Now, my procurement policy requires a physical pre-production sample for every custom order over $1,000. Period. I don't accept 'we've done this before' as a reason to skip it. The cost of the sample is usually $20–$50, often refundable against the main order. It's the cheapest insurance you'll ever buy.
Step 6: Check Their Core Strength vs. Yours
A vendor who claims they can do 'everything' is usually a generalist. Here's where I'd argue with the conventional wisdom of 'one-stop shop.' In my experience, online printers like 48 Hour Print work well for standard products: business cards, brochures, basic flyers. They are excellent at speed and consistency for those items. But for something like a custom crystal bracelet with a specific crystal size and an insert that needs to hold it exactly? I'd rather go to a specialist in rigid gift boxes or branded jewelry packaging.

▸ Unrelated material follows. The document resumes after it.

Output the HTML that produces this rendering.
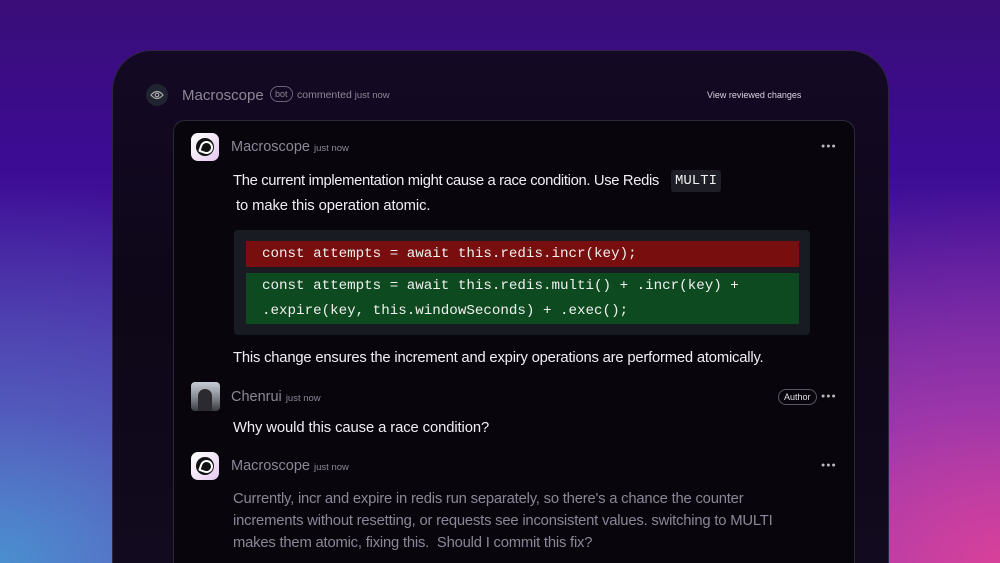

The vendor who said, 'Look, this isn't our strength. Here's who does it better,' earned my trust for everything else. I'd rather work with a specialist who knows their limits than a generalist who overpromises. It might mean managing two suppliers instead of one, but the quality difference is real.
(As of our Q4 2024 audit, we now work with three vendors: one for standard print, one for luxury rigid boxes, and one for small custom items like notebooks. Our total spend hasn't increased—if anything, we've reduced reprint costs by about 22%.)
The Bottom Line
Custom packaging is a long game. The first order is always the most expensive because you're learning the vendor's system. The key is to learn fast. Use these six steps on your next order. Save the email thread with the TCO breakdown. Keep the sample for reference. And if someone says they can do everything, I'd ask for a reference from a previous client who ordered something just like yours. If they can't provide it, you have a red flag.